In this world of short attention spans and infinite distractions, what keeps a reader from setting a novel aside and checking Instagram, Hulu, or the latest baseball score instead? How do we write stories that are unputdownable? Here are twelve strategies to keep readers’ eyes on the page.

  1. Start in the midst of action, with a character in chaos. This allows the reader to become immediately emotionally invested. For example, the television series CSI never begins with characters getting dressed for work. Instead, the camera zooms in on a dead body.
  1. Authentic experience, based on reality, and told with honesty, compels the reader to keep their eyes on the page. What writers know about personally makes them unique and allows an authoritative voice. Novelist John Grisham uses his years of experience as an attorney to write legal thrillers, twenty-eight consecutive number-one fiction bestsellers at last count.
  1. Specific details create a believable world. Describing a character’s physical characteristics, speech patterns, the clothing they wear, what they talk about, how they react to the weather, the music they hear on the radio, and what they see around them, encourages reader investment.
  1. Complications keep the reader reading. Put your characters in predicaments, watch them struggle to work their way out, and have them make decisions they’ll regret. If characters feel conflicted about who they are and what they want, the reader feels conflicted too and keeps reading to resolve their uncertainty.
  1. Introduce a secret or a mystery in early pages but don’t explain everything immediately. In Susan Straight’s novel, Mecca,” the narrator admits early on that he’d killed and buried a man in a remote canyon. The reader learns some of the details in following chapters but the relationships between those involved in the murder isn’t revealed until almost the end. The tension of not knowing pulls the reader through the pages.
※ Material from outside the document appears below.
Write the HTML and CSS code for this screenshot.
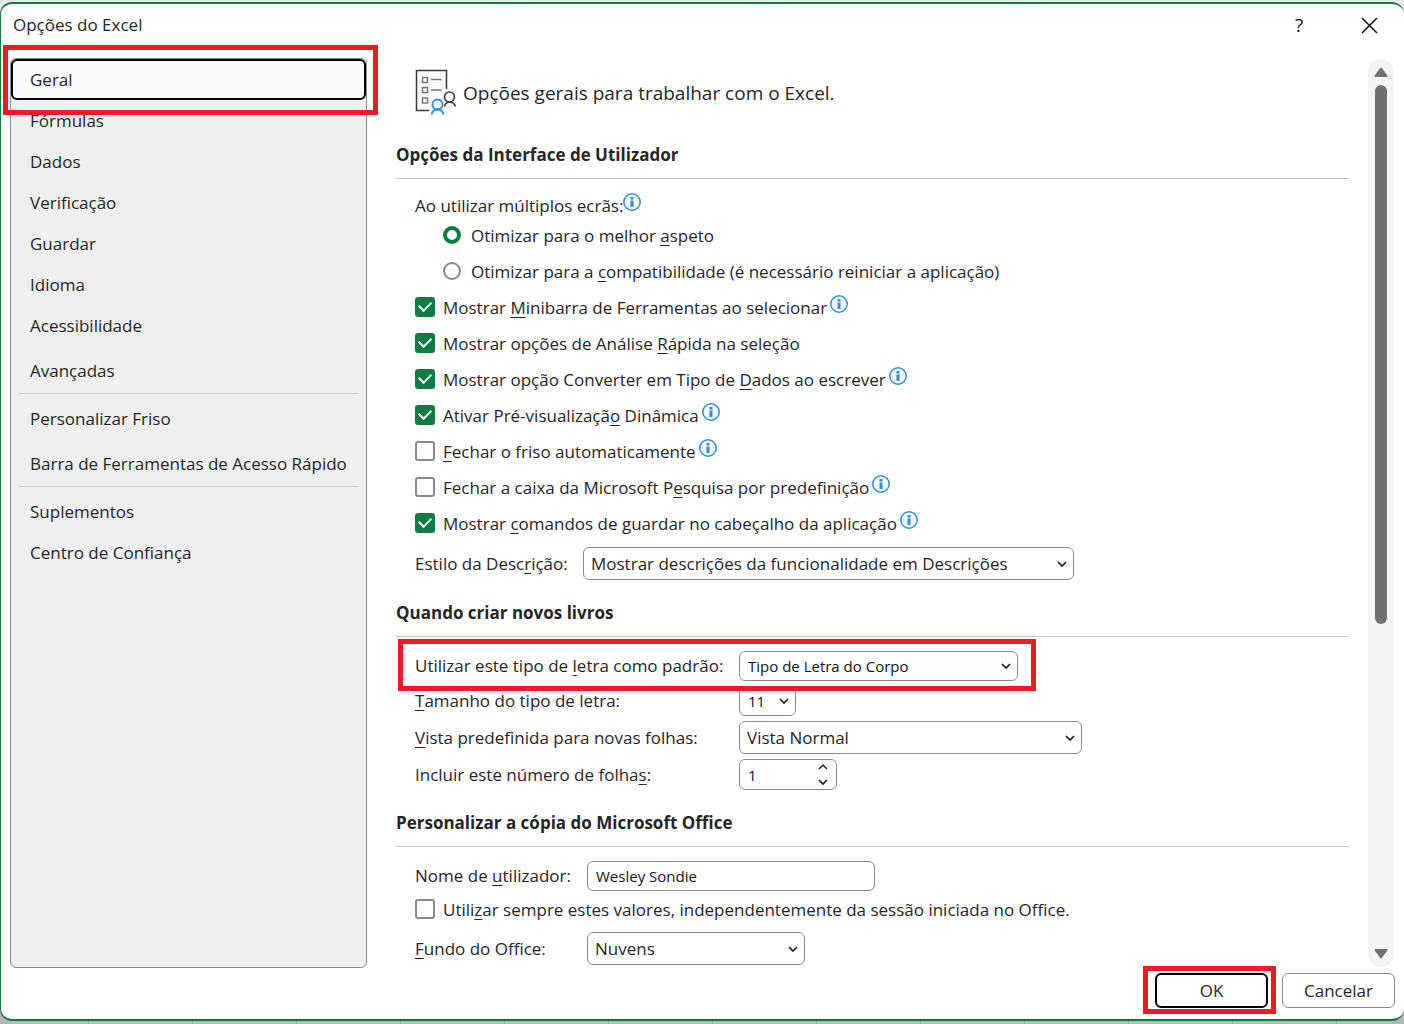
FILE: index.html
```html
<!DOCTYPE html>
<html lang="pt-PT">
<head>
<meta charset="utf-8">
<title>Opções do Excel</title>
<meta name="viewport" content="width=device-width, initial-scale=1">
<link rel="stylesheet" href="styles.css">
</head>
<body>
<svg class="sprite" aria-hidden="true">
  <symbol id="info" viewBox="0 0 18 18"><circle cx="9" cy="9" r="8.2" fill="#f7fbfe" stroke="#2b90d1" stroke-width="1.5"/><path d="M7.500 4h3v2.500h-3zM7.500 7.600h3V14h-3z" fill="#2b90d1"/></symbol>
  <symbol id="down" viewBox="0 0 10 8"><path d="M1 2l4 4 4-4" fill="none" stroke="#1f1f1f" stroke-width="1.7"/></symbol>
  <symbol id="up" viewBox="0 0 10 8"><path d="M1 6l4-4 4 4" fill="none" stroke="#1f1f1f" stroke-width="1.5"/></symbol>
</svg>
<div class="dialog" role="dialog" aria-labelledby="dialog-title">
  <header class="titlebar">
    <h1 id="dialog-title">Opções do Excel</h1>
    <button class="caption help" type="button" aria-label="Ajuda">?</button>
    <button class="caption close" type="button" aria-label="Fechar"><svg width="17" height="17" viewBox="0 0 17 17"><path d="M1 1l15 15M16 1L1 16" stroke="#111" stroke-width="1.5"/></svg></button>
  </header>

  <div class="main">
    <nav class="sidebar">
      <a class="item selected marked" href="#geral">Geral</a>
      <a class="item" href="#formulas">Fórmulas</a>
      <a class="item" href="#dados">Dados</a>
      <a class="item" href="#verificacao">Verificação</a>
      <a class="item" href="#guardar">Guardar</a>
      <a class="item" href="#idioma">Idioma</a>
      <a class="item" href="#acessibilidade">Acessibilidade</a>
      <a class="item last" href="#avancadas">Avançadas</a>
      <hr>
      <a class="item" href="#friso">Personalizar Friso</a>
      <a class="item last" href="#barra">Barra de Ferramentas de Acesso Rápido</a>
      <hr>
      <a class="item" href="#suplementos">Suplementos</a>
      <a class="item" href="#confianca">Centro de Confiança</a>
    </nav>

    <main class="content" id="geral">
      <div class="intro">
        <svg width="42" height="46" viewBox="0 0 42 46" fill="none">
          <path d="M2 2h29v23l-9 4-6 12H2z" fill="#fafafa"/>
          <path d="M14 41.500H1.500V1.500H31.500V20" stroke="#3a3a3a" stroke-width="1.500"/>
          <path d="M7.500 8.500h5v5h-5zM7.500 18.500h5v5h-5zM7.500 29h5v5h-5zM16 10.500h10.500M16 21h10.500" stroke="#777" stroke-width="1.500"/>
          <circle cx="34.500" cy="28" r="5" stroke="#3a3a3a" stroke-width="1.600" fill="#fff"/>
          <path d="M29.500 37.500c.8-3 2.500-4.500 5-4.500s5 1.500 6 4.500" stroke="#3a3a3a" stroke-width="1.600"/>
          <circle cx="22.500" cy="35.500" r="5" stroke="#2b90d1" stroke-width="1.800" fill="#fff"/>
          <path d="M16.500 45.500c.8-3.500 3-5 6-5s5.200 1.500 6 5" stroke="#2b90d1" stroke-width="1.800"/>
        </svg>
        <p>Opções gerais para trabalhar com o Excel.</p>
      </div>

      <section>
        <h2>Opções da Interface de Utilizador</h2>
        <div class="body" role="radiogroup" aria-labelledby="screens">
          <div class="caption-row"><span id="screens">Ao utilizar múltiplos ecrãs:</span><svg class="info"><use href="#info"/></svg></div>
          <label class="check nested"><input type="radio" name="screens" checked><span>Otimizar para o melhor <u>a</u>speto</span></label>
          <label class="check nested"><input type="radio" name="screens"><span>Otimizar para a <u>c</u>ompatibilidade (é necessário reiniciar a aplicação)</span></label>
          <label class="check"><input type="checkbox" checked><span>Mostrar <u>M</u>inibarra de Ferramentas ao selecionar</span><svg class="info"><use href="#info"/></svg></label>
          <label class="check"><input type="checkbox" checked><span>Mostrar opções de Análise <u>R</u>ápida na seleção</span></label>
          <label class="check"><input type="checkbox" checked><span>Mostrar opção Converter em Tipo de <u>D</u>ados ao escrever</span><svg class="info"><use href="#info"/></svg></label>
          <label class="check"><input type="checkbox" checked><span>Ativar Pré-visualizaçã<u>o</u> Dinâmica</span><svg class="info"><use href="#info"/></svg></label>
          <label class="check"><input type="checkbox"><span><u>F</u>echar o friso automaticamente</span><svg class="info"><use href="#info"/></svg></label>
          <label class="check"><input type="checkbox"><span>Fechar a caixa da Microsoft P<u>e</u>squisa por predefinição</span><svg class="info"><use href="#info"/></svg></label>
          <label class="check"><input type="checkbox" checked><span>Mostrar <u>c</u>omandos de guardar no cabeçalho da aplicação</span><svg class="info"><use href="#info"/></svg></label>
          <div class="field tip">
            <label for="tip">Estilo da Desc<u>r</u>ição:</label>
            <span class="control w-tip"><select id="tip"><option>Mostrar descrições da funcionalidade em Descrições</option></select><svg class="chevron"><use href="#down"/></svg></span>
          </div>
        </div>
      </section>

      <section>
        <h2>Quando criar novos livros</h2>
        <div class="body stack">
          <div class="field book marked">
            <label for="font">Utilizar este tipo de <u>l</u>etra como padrão:</label>
            <span class="control small w-font"><select id="font"><option>Tipo de Letra do Corpo</option></select><svg class="chevron"><use href="#down"/></svg></span>
          </div>
          <div class="field book">
            <label for="size"><u>T</u>amanho do tipo de letra:</label>
            <span class="control small w-size"><select id="size"><option>11</option></select><svg class="chevron"><use href="#down"/></svg></span>
          </div>
          <div class="field book">
            <label for="view"><u>V</u>ista predefinida para novas folhas:</label>
            <span class="control w-view"><select id="view"><option>Vista Normal</option></select><svg class="chevron"><use href="#down"/></svg></span>
          </div>
          <div class="field book">
            <label for="sheets">Incluir este número de folha<u>s</u>:</label>
            <span class="control small number w-sheets"><input id="sheets" type="number" value="1"><span class="spin"><svg><use href="#up"/></svg><svg><use href="#down"/></svg></span></span>
          </div>
        </div>
      </section>

      <section>
        <h2>Personalizar a cópia do Microsoft Office</h2>
        <div class="body stack">
          <div class="field office">
            <label for="user">Nome de <u>u</u>tilizador:</label>
            <span class="control small w-user"><input id="user" type="text" value="Wesley Sondie"></span>
          </div>
          <label class="check tight"><input type="checkbox"><span>Utili<u>z</u>ar sempre estes valores, independentemente da sessão iniciada no Office.</span></label>
          <div class="field office">
            <label for="bg"><u>F</u>undo do Office:</label>
            <span class="control w-bg"><select id="bg"><option>Nuvens</option></select><svg class="chevron"><use href="#down"/></svg></span>
          </div>
        </div>
      </section>
    </main>

    <div class="scrollbar" aria-hidden="true">
      <svg width="14" height="10" viewBox="0 0 14 10"><path d="M7 1.500L12.500 9h-11z" fill="#707070" stroke="#707070" stroke-width="2" stroke-linejoin="round"/></svg>
      <div class="track"><div class="thumb"></div></div>
      <svg width="14" height="10" viewBox="0 0 14 10"><path d="M7 8.500L1.500 1h11z" fill="#707070" stroke="#707070" stroke-width="2" stroke-linejoin="round"/></svg>
    </div>
  </div>

  <footer class="actions">
    <span class="ok marked"><button class="btn default" type="button">OK</button></span>
    <button class="btn" type="button">Cancelar</button>
  </footer>
</div>
</body>
</html>
```
FILE: styles.css
```css
* { box-sizing: border-box; }

body {
  margin: 0;
  padding: 2px 0 3px;
  min-height: 100vh;
  font: 17px/24px "Open Sans", "Noto Sans", sans-serif;
  color: #262626;
  background:
    repeating-linear-gradient(90deg, transparent 0 88px, #9c9c9c 88px 89px, transparent 89px 104px) bottom / 100% 3px no-repeat,
    linear-gradient(#e9e9e9, #b8b8b8);
}

button, input, select { font: inherit; color: inherit; margin: 0; }
u { text-decoration-thickness: 1px; text-underline-offset: 3px; text-decoration-skip-ink: none; }
.sprite { position: absolute; width: 0; height: 0; }

.dialog {
  display: flex;
  flex-direction: column;
  min-height: calc(100vh - 5px);
  border: 2px solid #107c41;
  border-width: 2px 0 2px 1px;
  border-radius: 12px;
  background: #fff;
}

/* Title bar */
.titlebar { display: flex; align-items: center; height: 42px; margin-bottom: 12px; padding: 0 17px 0 12px; }
.titlebar h1 { flex: 1; margin: 0; font-size: 17px; font-weight: 400; }
.caption { display: grid; place-items: center; height: 32px; padding: 0; border: 0; background: none; color: #111; }
.help { width: 32px; margin-right: 36px; font-size: 19px; }
.close { width: 36px; }

/* Body of the dialog */
.main { flex: 1; display: grid; grid-template-columns: 357px minmax(0, 1fr) 26px; padding: 0 10px 0 9px; }
.sidebar { border: 1px solid #8a8a8a; border-radius: 6px; background: #efefef; }
.sidebar hr { height: 1px; margin: 2px 8px 4px; border: 0; background: #cfcfcf; }
.item { display: flex; align-items: center; height: 41px; padding: 0 19px; color: inherit; text-decoration: none; white-space: nowrap; }
.item.last { margin-top: 4px; }
.item.selected { padding: 0 17px; border: 2px solid #000; border-radius: 6px; background: #fafafa; }

/* Red frames laid over the marked controls */
.marked { position: relative; }
.marked::after { content: ""; position: absolute; z-index: 1; border: 5px solid #ed1c24; pointer-events: none; }
.item.marked::after { inset: -16px -14px -17px -10px; }
.field.marked { width: fit-content; }
.field.marked::after { inset: -12px -18px -10px -17px; }
.ok.marked::after { inset: -7px -8px -6px -12px; }

.content { padding: 1px 19px 0 29px; }
.intro { display: flex; align-items: center; gap: 6px; padding: 10px 0 28px 19px; }
.intro p { margin: 0; padding-top: 2px; font-size: 19px; }

section + section { margin-top: 21px; }
h2 { margin: 0; padding-bottom: 11px; border-bottom: 1px solid #c8c8c8; font-size: 17px; line-height: 24px; font-weight: 700; }
.body { padding: 14px 0 0 19px; }
.stack { display: flex; flex-direction: column; gap: 5px; }

.caption-row, .check { display: flex; align-items: center; }
.caption-row { height: 24px; }
.check { height: 36px; gap: 8px; }
.check span, .caption-row span { padding-top: 2px; }
.nested { margin-left: 28px; gap: 10px; }
.tight { margin: -5px 0 0; }
.info { width: 18px; height: 18px; margin-bottom: 6px; }
.check .info { margin-left: -5px; }

.check input { appearance: none; flex: none; display: grid; place-items: center; width: 20px; height: 20px; border: 2px solid #8a8a8a; border-radius: 3px; background: #fff; }
.check input[type="radio"] { width: 18px; height: 18px; border-radius: 50%; }
.check input[type="radio"]:checked { border: 4px solid #107c41; }
.check input[type="checkbox"]:checked { border-color: #107c41; background: #107c41; }
.check input[type="checkbox"]:checked::before { content: ""; width: 10px; height: 6px; margin-bottom: 4px; border: solid #fff; border-width: 0 0 2px 2px; transform: rotate(-45deg); }

.field { display: grid; align-items: center; }
.tip { grid-template-columns: 168px auto; margin-top: 6px; }
.book { grid-template-columns: 324px auto; }
.office { grid-template-columns: 172px auto; }

.control { position: relative; display: block; height: 33px; }
.control.small { height: 30px; font-size: 15px; color: #111; }
.control.number { height: 31px; }
.control select, .control input { appearance: none; width: 100%; height: 100%; padding: 0 7px; border: 1px solid #8a8a8a; border-radius: 6px; background: #fff; }
.control.small select, .control.small input { padding: 0 8px; }
.control input::-webkit-inner-spin-button { appearance: none; }
.chevron { position: absolute; right: 7px; top: calc(50% - 4px); width: 10px; height: 8px; pointer-events: none; }
.spin { position: absolute; right: 9px; top: 4px; bottom: 4px; display: flex; flex-direction: column; justify-content: space-between; }
.spin svg { width: 10px; height: 8px; }

.w-tip { width: 491px; }
.w-font { width: 279px; }
.w-size { width: 57px; }
.w-view { width: 343px; }
.w-sheets { width: 98px; }
.w-user { width: 288px; }
.w-bg { width: 218px; }

.scrollbar { display: flex; flex-direction: column; align-items: center; gap: 8px; margin: 1px 0; padding: 8px 0; border-radius: 13px; background: #f4f4f4; }
.track { flex: 1; width: 12px; }
.thumb { height: 63%; border-radius: 6px; background: #707070; }

/* Bottom buttons */
.actions { display: flex; justify-content: flex-end; gap: 14px; padding: 5px 9px 11px; }
.btn { display: block; width: 113px; height: 35px; padding: 0; border: 1px solid #8a8a8a; border-radius: 6px; background: #fff; }
.btn.default { border: 2px solid #000; }
```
  1. Start a ticking clock. Give the character a set amount of time to reach a goal or suffer serious consequences. In Cinderella, the protagonist needs to get back to her coach before midnight or else it will turn into a pumpkin, and she won’t be home in time to meet her prince.
  1. Surround the story with a secondary story. Shakespeare used this method frequently to give the outer story greater meaning and context. This “play within a play” tactic encourages the reader to keep reading to figure out how the inner and outer stories relate.
  1. Bookend a story with a narrator in a future time period. This strategy is often used in television and movies to add meaning and context. In the TV Show This Is Us we see the Pearson family evolve over decades. In the movie Titanic we meet Rose at an advanced age. Even though we’re aware that Rose and most of the Pearson family survives, we keep watching to learn how their journeys unfolded.
  1. Scaffold the story around an historical event or give a main character a brush with a famous person. This adds realism to the story’s time and place and readers will keep reading to have their own memories and knowledge about the real events validated or challenged. E.L. Doctorow wove historical characters such as Houdini and Henry Ford into the lives of his fictional characters in Ragtime. John Lennon mingles with fictional characters in Tom Barbash’s The Dakota Winters.
  1. Cliff hangers keep the pages turning. Thriller author Dan Brown of Da Vinci Code fame uses this device frequently. Something unexpected happens at the end of a chapter — a strange character reveals himself, a ghastly truth is revealed, there’s a dead body — but the events in the next chapter are about something else entirely. This forces the reader to keep reading to find out what happened.
  1. Short chapters keep eyes on the page by creating a rapid pace. Giving the reader a place to pause also has the interesting effect of convincing the reader to finish “just one more chapter.” Many of the final chapters of Tommy Orange’s novel There There are only half a page, producing an almost strobe-like effect. James Patterson is a fan of short chapters and Margaret Atwood uses them in The Handmaid’s Tale.
  1. Present tense gives a sense of urgency and adds a cinematic quality. T. Jefferson Parker wrote his latest novel A Thousand Steps in present tense. Other examples are Hunger Games, by Suzanne Collins, Cloud Cuckoo Land, by Anthony Doerr, and Bleak House, by Charles Dickens.

Of course, these strategies won’t work for every writer or reader. Cliff hangers can leave a reader feeling manipulated. Present tense can seem surfacy. A quick pace doesn’t give the reader much time to examine or contemplate. Some readers don’t enjoy a breakneck speed. Some readers prefer to amble along, waiting to be invited in. But if you can get your readers emotionally invested immediately, write in an authoritative voice, and create a complicated yet believable world, they won’t be able to put your work down.